Se me hace el verano cuesta arriba. Cada año más. Y no es por el calor, no. Es por el ruido, como ya dejé apuntado por aquí. Porque, con estas temperaturas de infierno, todos abrimos ventanas y balcones, suspirando por una ráfaga de aire. Y entonces nos entra de golpe el ruido que es capaz de generar una ciudad (española). El ruido de los coches, de las marujas que se encuentran en la acera cuando vienen de la peluquería, de las excursiones infantiles de fin de curso, de los ociosos y de los que se dedican a ver la vida con las manos en los bolsillos y sin otra ocupación que matar las mañanas y hablar a voces, de las orquestas y verbenas de verano y los cinefórums que montan los burgueses disfrazados de hippies, de los borrachos que andan de parranda y de la música atronadora que ponen los conductores que llevan las ventanillas del coche bajadas para que sepamos que compraron un equipo potente.
A esto se suman los niños del balcón opuesto a mi ventana. De eso ya he hablado. Pero de lo que no he hablado es de lo nuevo: al llegar el verano, como es habitual, proliferan las obras. Ahora hay una obra dos puertas más allá de la de casa, quiero decir en la misma planta, casi al fondo del pasillo, y el estruendo de golpes de maza me agota. De los mazazos es difícil escapar, porque retumban los suelos y retumban las paredes. Eso no es todo. Uno o dos años atrás, ya no recuerdo cuánto, hablé de un local próximo al portal de casa que, de vez en cuando, cerraban; un poco después los nuevos dueños lo remozaban para volver a abrirlo. Nunca funciona. Normalmente lo utilizan de restaurante. Pero es un restaurante fallido, uno de esos locales malditos en los que nada funciona, uno de esos sitios que jamás darían dinero aunque almorzaran allí con frecuencia los Reyes de España o la famosa de turno.

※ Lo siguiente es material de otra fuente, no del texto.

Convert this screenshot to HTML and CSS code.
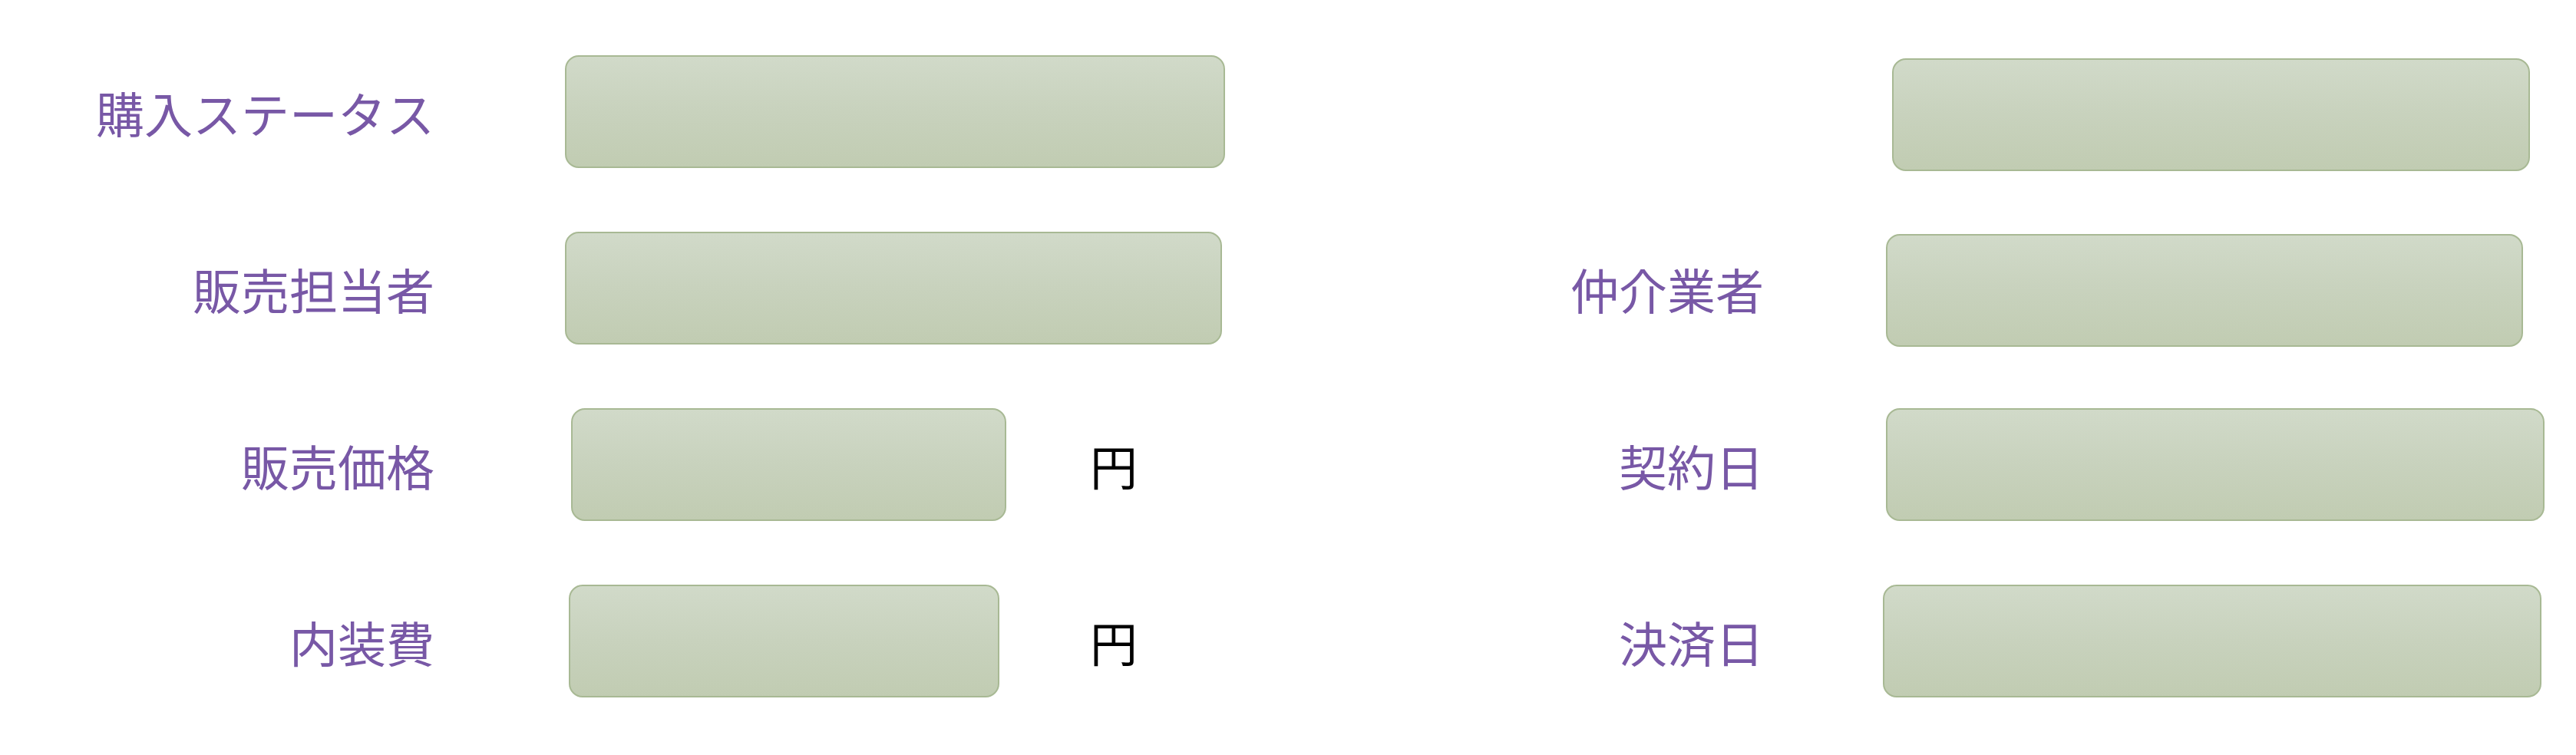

Así que, cada tantos meses, lo cierran y le meten de nuevo la taladradora, la maza y a un puñado de obreros cuyo festival de ruidos suele amargarme la mañana. Sé que no servirá. Algunos locales de negocios están malditos, y sólo tienes que echar un vistazo a uno o dos de esos locales de La Marina, en mi ciudad natal, esos sitios cerrados ya, en los que abrieron toda clase de negocios sin que los ingresos alcanzaran para pagar las deudas que generaba cada reapertura. Así que tengo esa obra abajo, hacia la derecha, a unos metros de la ventana. Y suenan tanto los martillazos o los mazazos que es como si tuviera trabajando a un tipo dentro del armario.

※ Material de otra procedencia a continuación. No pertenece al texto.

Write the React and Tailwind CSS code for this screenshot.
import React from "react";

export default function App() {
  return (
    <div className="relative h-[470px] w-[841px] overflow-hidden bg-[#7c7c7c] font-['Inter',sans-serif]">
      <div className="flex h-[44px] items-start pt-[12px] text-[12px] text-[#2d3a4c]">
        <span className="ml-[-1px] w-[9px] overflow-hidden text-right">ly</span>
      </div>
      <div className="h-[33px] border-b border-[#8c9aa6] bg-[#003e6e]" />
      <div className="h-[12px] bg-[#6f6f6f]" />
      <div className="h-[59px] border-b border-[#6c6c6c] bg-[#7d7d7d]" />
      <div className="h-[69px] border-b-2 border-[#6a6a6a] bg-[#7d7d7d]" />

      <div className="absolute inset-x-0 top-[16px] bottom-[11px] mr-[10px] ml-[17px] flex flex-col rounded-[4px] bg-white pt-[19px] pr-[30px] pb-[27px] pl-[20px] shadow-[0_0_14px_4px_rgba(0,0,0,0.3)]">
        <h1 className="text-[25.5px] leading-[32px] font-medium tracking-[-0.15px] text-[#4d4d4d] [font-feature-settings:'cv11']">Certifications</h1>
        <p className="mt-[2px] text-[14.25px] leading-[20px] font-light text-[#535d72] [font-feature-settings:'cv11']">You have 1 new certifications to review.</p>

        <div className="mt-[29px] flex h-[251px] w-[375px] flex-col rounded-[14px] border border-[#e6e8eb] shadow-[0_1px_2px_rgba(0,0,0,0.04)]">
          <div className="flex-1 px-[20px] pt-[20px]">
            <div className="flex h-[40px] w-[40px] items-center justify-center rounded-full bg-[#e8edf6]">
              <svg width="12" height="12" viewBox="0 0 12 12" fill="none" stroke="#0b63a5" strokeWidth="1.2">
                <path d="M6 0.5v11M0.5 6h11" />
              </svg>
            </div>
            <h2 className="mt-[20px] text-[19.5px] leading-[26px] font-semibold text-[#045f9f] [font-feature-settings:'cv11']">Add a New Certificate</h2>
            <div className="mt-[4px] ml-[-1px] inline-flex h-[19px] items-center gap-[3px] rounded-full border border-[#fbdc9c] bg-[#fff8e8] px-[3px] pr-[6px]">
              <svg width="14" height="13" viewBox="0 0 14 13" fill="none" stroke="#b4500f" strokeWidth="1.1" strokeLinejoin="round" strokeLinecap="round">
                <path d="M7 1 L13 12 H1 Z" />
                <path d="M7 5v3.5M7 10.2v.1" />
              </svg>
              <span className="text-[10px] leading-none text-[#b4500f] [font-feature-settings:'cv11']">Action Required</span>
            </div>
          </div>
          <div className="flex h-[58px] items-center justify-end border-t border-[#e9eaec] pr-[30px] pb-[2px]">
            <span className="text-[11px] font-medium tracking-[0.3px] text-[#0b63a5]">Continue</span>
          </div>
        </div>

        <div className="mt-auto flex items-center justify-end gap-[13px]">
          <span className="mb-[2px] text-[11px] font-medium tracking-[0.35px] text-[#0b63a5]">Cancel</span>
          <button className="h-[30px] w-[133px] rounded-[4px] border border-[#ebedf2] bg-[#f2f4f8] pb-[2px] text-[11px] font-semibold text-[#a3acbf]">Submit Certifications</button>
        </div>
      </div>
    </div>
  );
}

Existen varias soluciones para afrontar el ruido, pero ninguna te deja satisfecho al cien por cien. La más natural es irse, pasar las mañanas en la calle, trabajando con el portátil en un café o en una biblioteca. La primera opción no favorece desde el punto de vista económico, porque tienes que consumir y no es plan de gastarse el sueldo en cafés y refrescos matutinos para alcanzar el nivel de concentración, salvo que seas “Mendel el de los libros”, ese personaje de Stefan Zweig cuya mera presencia en el Gluck daba dinero a los dueños, pues quienes iban a comprar sus ejemplares o a consultarlo debían pedir una consumición. La segunda no me entusiasma: en una biblioteca no tienes a mano la nevera con agua fría y refrescos ni puedes quitarte los zapatos. Otra opción es resistir en casa, poner alta la música e intentar que anule los llantos infantiles y el estruendo de las obras. Tampoco suele servir: los martillazos y los chillidos superan el nivel de decibelios. Algunas mañanas las paso, ahora, con los tapones de espuma puestos. No oigo cuando llaman al timbre, pero al menos escapo del ruido durante unas horas. Lo malo es que vivo igual que un sordo.